◆ **Data segment**:
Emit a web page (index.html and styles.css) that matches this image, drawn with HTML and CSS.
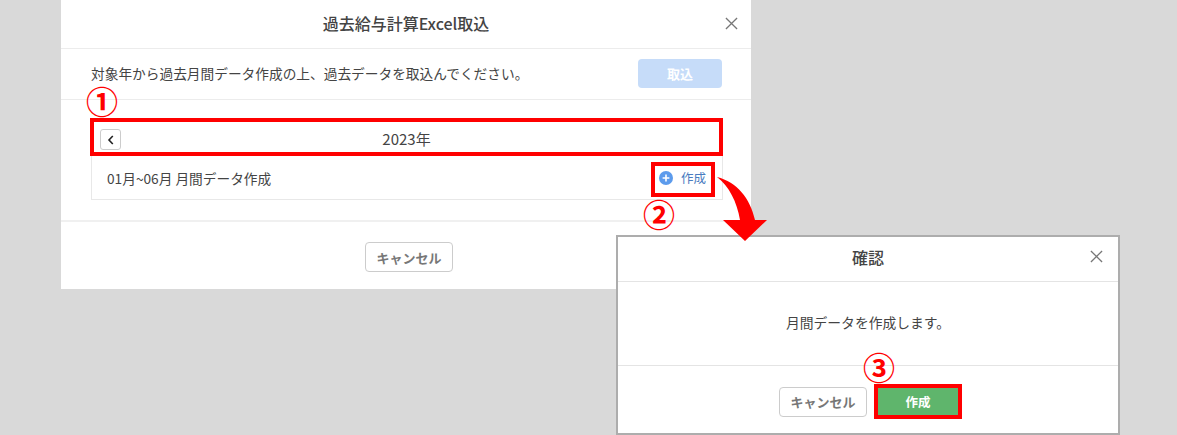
FILE: index.html
```html
<!doctype html>
<html lang="ja">
  <head>
    <meta charset="UTF-8" />
    <title>過去給与計算Excel取込</title>
    <link rel="stylesheet" href="styles.css">
  </head>
  <body>
    <section class="dialog dialog-import">
      <header class="dialog-head">
        <h1>過去給与計算Excel取込</h1>
        <svg class="close" viewBox="0 0 14 14"><path d="M1 1l12 12M13 1L1 13" /></svg>
      </header>
      <div class="import-row">
        <p>対象年から過去月間データ作成の上、過去データを取込んでください。</p>
        <button class="btn-import">取込</button>
      </div>
      <div class="import-body">
        <div class="year-bar">
          <button class="btn-prev">
            <svg viewBox="0 0 8 10"><path d="M5.8 1L2 5l3.8 4" /></svg>
          </button>
          <span>2023年</span>
        </div>
        <div class="month-row">
          <span>01月~06月 月間データ作成</span>
          <a class="create-link">
            <svg viewBox="0 0 14 14"><circle cx="7" cy="7" r="7" /><path d="M7 3.6v6.8M3.6 7h6.8" /></svg>
            作成
          </a>
        </div>
      </div>
      <footer class="dialog-foot">
        <button class="btn-cancel">キャンセル</button>
      </footer>
    </section>

    <section class="dialog dialog-confirm">
      <header class="dialog-head">
        <h1>確認</h1>
        <svg class="close" viewBox="0 0 14 14"><path d="M1 1l12 12M13 1L1 13" /></svg>
      </header>
      <div class="confirm-body">月間データを作成します。</div>
      <footer class="dialog-foot">
        <button class="btn-cancel">キャンセル</button>
        <button class="btn-create">作成</button>
      </footer>
    </section>

    <!-- annotations -->
    <div class="mark mark-1">①</div>
    <div class="mark mark-2">②</div>
    <div class="mark mark-3">③</div>
    <div class="hilite hilite-create"></div>
    <svg class="arrow" viewBox="0 0 50 66">
      <path d="M0 1C20 6 33 22 38 44L50 44L28 65L6 44L23 44C20 26 12 10 0 1Z" />
    </svg>
  </body>
</html>
```

FILE: styles.css
```css
* {
  box-sizing: border-box;
}

body {
  margin: 0;
  width: 1177px;
  height: 435px;
  position: relative;
  overflow: hidden;
  background: #d9d9d9;
  font-family: "Noto Sans CJK JP", "Noto Sans", sans-serif;
  color: #444;
}

button {
  font-family: inherit;
  padding: 0;
}

.dialog {
  position: absolute;
  background: #fff;
}

.dialog-import {
  left: 61px;
  top: 0;
  width: 690px;
  height: 289px;
}

.dialog-confirm {
  left: 616px;
  top: 235px;
  width: 504px;
  height: 200px;
  border: 2px solid #adadad;
}

.dialog-head {
  display: flex;
  align-items: center;
  justify-content: center;
  position: relative;
  border-bottom: 1px solid #ececec;
}

.dialog-import .dialog-head {
  height: 49px;
  padding-bottom: 2px;
}

.dialog-confirm .dialog-head {
  height: 45px;
  padding-bottom: 4px;
  border-bottom-color: #e4e4e4;
}

.dialog-head h1 {
  margin: 0;
  font-size: 16px;
  font-weight: 500;
  color: #444;
}

.close {
  position: absolute;
  right: 13px;
  top: 50%;
  width: 13px;
  height: 13px;
  margin-top: -7px;
  fill: none;
  stroke: #777;
  stroke-width: 1.4;
}

.dialog-confirm .close {
  right: 15px;
  margin-top: -9px;
}

.import-row {
  height: 51px;
  padding: 0 29px 2px 30px;
  display: flex;
  align-items: center;
  justify-content: space-between;
  border-bottom: 1px solid #ececec;
}

.import-row p {
  margin: 0;
  font-size: 13.7px;
}

.btn-import {
  width: 84px;
  height: 29px;
  border: 0;
  border-radius: 4px;
  background: #c6dcf9;
  color: #fff;
  font-size: 13px;
  font-weight: 700;
}

.import-body {
  height: 122px;
  padding: 18px 28px 0 29px;
  border-bottom: 2px solid #f0f0f0;
}

.year-bar {
  height: 38px;
  position: relative;
  display: flex;
  align-items: center;
  justify-content: center;
  border: 4px solid #f00;
  font-size: 15px;
  padding-top: 2px;
}

.btn-prev {
  position: absolute;
  left: 6px;
  top: 7px;
  width: 21px;
  height: 21px;
  display: flex;
  align-items: center;
  justify-content: center;
  background: #fff;
  border: 1px solid #ccc;
  border-radius: 3px;
}

.btn-prev svg {
  width: 8px;
  height: 10px;
  fill: none;
  stroke: #222;
  stroke-width: 1.6;
}

.month-row {
  height: 44px;
  margin-left: 1px;
  padding: 0 16px 0 15px;
  display: flex;
  align-items: center;
  justify-content: space-between;
  border: 1px solid #e8e8e8;
  border-top: 0;
  font-size: 13.7px;
}

.create-link {
  display: flex;
  align-items: center;
  gap: 8px;
  color: #4a7cc0;
  font-size: 12.5px;
}

.create-link svg {
  width: 14px;
  height: 14px;
}

.create-link circle {
  fill: #5c9bec;
}

.create-link path {
  stroke: #fff;
  stroke-width: 1.6;
}

.dialog-foot {
  display: flex;
  justify-content: center;
  align-items: center;
  gap: 7px;
}

.dialog-import .dialog-foot {
  padding: 20px 0 0 6px;
}

.dialog-confirm .dialog-foot {
  padding: 18px 0 0 5px;
  border-top: 1px solid #e4e4e4;
}

.btn-cancel {
  width: 88px;
  height: 30px;
  background: #fff;
  border: 1px solid #ccc;
  border-radius: 4px;
  color: #777;
  font-size: 13px;
  font-weight: 700;
}

.btn-create {
  width: 88px;
  height: 35px;
  background: #5fb56c;
  border: 4px solid #f00;
  color: #fff;
  font-size: 12.5px;
  font-weight: 700;
}

.confirm-body {
  height: 83px;
  padding-bottom: 3px;
  display: flex;
  align-items: center;
  justify-content: center;
  font-size: 13.8px;
}

.mark {
  position: absolute;
  width: 34px;
  text-align: center;
  color: #f00;
  font-size: 32px;
  font-weight: 700;
  line-height: 30px;
}

.mark-1 {
  left: 85px;
  top: 85px;
}

.mark-2 {
  left: 642px;
  top: 198px;
}

.mark-3 {
  left: 862px;
  top: 351px;
}

.hilite {
  position: absolute;
  border: 4px solid #f00;
}

.hilite-create {
  left: 651px;
  top: 162px;
  width: 64px;
  height: 35px;
}

.arrow {
  position: absolute;
  left: 717px;
  top: 176px;
  width: 50px;
  height: 66px;
  fill: #f00;
}
```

◆ **Prompt**: In this exercise, set down all of the data exactly, without the pictures.

◆ **Result of this task**:
Emit a web page (index.html and styles.css) that matches this image, drawn with HTML and CSS.
FILE: index.html
```html
<!doctype html>
<html lang="ja">
  <head>
    <meta charset="UTF-8" />
    <title>過去給与計算Excel取込</title>
    <link rel="stylesheet" href="styles.css">
  </head>
  <body>
    <section class="dialog dialog-import">
      <header class="dialog-head">
        <h1>過去給与計算Excel取込</h1>
        <svg class="close" viewBox="0 0 14 14"><path d="M1 1l12 12M13 1L1 13" /></svg>
      </header>
      <div class="import-row">
        <p>対象年から過去月間データ作成の上、過去データを取込んでください。</p>
        <button class="btn-import">取込</button>
      </div>
      <div class="import-body">
        <div class="year-bar">
          <button class="btn-prev">
            <svg viewBox="0 0 8 10"><path d="M5.8 1L2 5l3.8 4" /></svg>
          </button>
          <span>2023年</span>
        </div>
        <div class="month-row">
          <span>01月~06月 月間データ作成</span>
          <a class="create-link">
            <svg viewBox="0 0 14 14"><circle cx="7" cy="7" r="7" /><path d="M7 3.6v6.8M3.6 7h6.8" /></svg>
            作成
          </a>
        </div>
      </div>
      <footer class="dialog-foot">
        <button class="btn-cancel">キャンセル</button>
      </footer>
    </section>

    <section class="dialog dialog-confirm">
      <header class="dialog-head">
        <h1>確認</h1>
        <svg class="close" viewBox="0 0 14 14"><path d="M1 1l12 12M13 1L1 13" /></svg>
      </header>
      <div class="confirm-body">月間データを作成します。</div>
      <footer class="dialog-foot">
        <button class="btn-cancel">キャンセル</button>
        <button class="btn-create">作成</button>
      </footer>
    </section>

    <!-- annotations -->
    <div class="mark mark-1">①</div>
    <div class="mark mark-2">②</div>
    <div class="mark mark-3">③</div>
    <div class="hilite hilite-create"></div>
    <svg class="arrow" viewBox="0 0 50 66">
      <path d="M0 1C20 6 33 22 38 44L50 44L28 65L6 44L23 44C20 26 12 10 0 1Z" />
    </svg>
  </body>
</html>
```

FILE: styles.css
```css
* {
  box-sizing: border-box;
}

body {
  margin: 0;
  width: 1177px;
  height: 435px;
  position: relative;
  overflow: hidden;
  background: #d9d9d9;
  font-family: "Noto Sans CJK JP", "Noto Sans", sans-serif;
  color: #444;
}

button {
  font-family: inherit;
  padding: 0;
}

.dialog {
  position: absolute;
  background: #fff;
}

.dialog-import {
  left: 61px;
  top: 0;
  width: 690px;
  height: 289px;
}

.dialog-confirm {
  left: 616px;
  top: 235px;
  width: 504px;
  height: 200px;
  border: 2px solid #adadad;
}

.dialog-head {
  display: flex;
  align-items: center;
  justify-content: center;
  position: relative;
  border-bottom: 1px solid #ececec;
}

.dialog-import .dialog-head {
  height: 49px;
  padding-bottom: 2px;
}

.dialog-confirm .dialog-head {
  height: 45px;
  padding-bottom: 4px;
  border-bottom-color: #e4e4e4;
}

.dialog-head h1 {
  margin: 0;
  font-size: 16px;
  font-weight: 500;
  color: #444;
}

.close {
  position: absolute;
  right: 13px;
  top: 50%;
  width: 13px;
  height: 13px;
  margin-top: -7px;
  fill: none;
  stroke: #777;
  stroke-width: 1.4;
}

.dialog-confirm .close {
  right: 15px;
  margin-top: -9px;
}

.import-row {
  height: 51px;
  padding: 0 29px 2px 30px;
  display: flex;
  align-items: center;
  justify-content: space-between;
  border-bottom: 1px solid #ececec;
}

.import-row p {
  margin: 0;
  font-size: 13.7px;
}

.btn-import {
  width: 84px;
  height: 29px;
  border: 0;
  border-radius: 4px;
  background: #c6dcf9;
  color: #fff;
  font-size: 13px;
  font-weight: 700;
}

.import-body {
  height: 122px;
  padding: 18px 28px 0 29px;
  border-bottom: 2px solid #f0f0f0;
}

.year-bar {
  height: 38px;
  position: relative;
  display: flex;
  align-items: center;
  justify-content: center;
  border: 4px solid #f00;
  font-size: 15px;
  padding-top: 2px;
}

.btn-prev {
  position: absolute;
  left: 6px;
  top: 7px;
  width: 21px;
  height: 21px;
  display: flex;
  align-items: center;
  justify-content: center;
  background: #fff;
  border: 1px solid #ccc;
  border-radius: 3px;
}

.btn-prev svg {
  width: 8px;
  height: 10px;
  fill: none;
  stroke: #222;
  stroke-width: 1.6;
}

.month-row {
  height: 44px;
  margin-left: 1px;
  padding: 0 16px 0 15px;
  display: flex;
  align-items: center;
  justify-content: space-between;
  border: 1px solid #e8e8e8;
  border-top: 0;
  font-size: 13.7px;
}

.create-link {
  display: flex;
  align-items: center;
  gap: 8px;
  color: #4a7cc0;
  font-size: 12.5px;
}

.create-link svg {
  width: 14px;
  height: 14px;
}

.create-link circle {
  fill: #5c9bec;
}

.create-link path {
  stroke: #fff;
  stroke-width: 1.6;
}

.dialog-foot {
  display: flex;
  justify-content: center;
  align-items: center;
  gap: 7px;
}

.dialog-import .dialog-foot {
  padding: 20px 0 0 6px;
}

.dialog-confirm .dialog-foot {
  padding: 18px 0 0 5px;
  border-top: 1px solid #e4e4e4;
}

.btn-cancel {
  width: 88px;
  height: 30px;
  background: #fff;
  border: 1px solid #ccc;
  border-radius: 4px;
  color: #777;
  font-size: 13px;
  font-weight: 700;
}

.btn-create {
  width: 88px;
  height: 35px;
  background: #5fb56c;
  border: 4px solid #f00;
  color: #fff;
  font-size: 12.5px;
  font-weight: 700;
}

.confirm-body {
  height: 83px;
  padding-bottom: 3px;
  display: flex;
  align-items: center;
  justify-content: center;
  font-size: 13.8px;
}

.mark {
  position: absolute;
  width: 34px;
  text-align: center;
  color: #f00;
  font-size: 32px;
  font-weight: 700;
  line-height: 30px;
}

.mark-1 {
  left: 85px;
  top: 85px;
}

.mark-2 {
  left: 642px;
  top: 198px;
}

.mark-3 {
  left: 862px;
  top: 351px;
}

.hilite {
  position: absolute;
  border: 4px solid #f00;
}

.hilite-create {
  left: 651px;
  top: 162px;
  width: 64px;
  height: 35px;
}

.arrow {
  position: absolute;
  left: 717px;
  top: 176px;
  width: 50px;
  height: 66px;
  fill: #f00;
}
```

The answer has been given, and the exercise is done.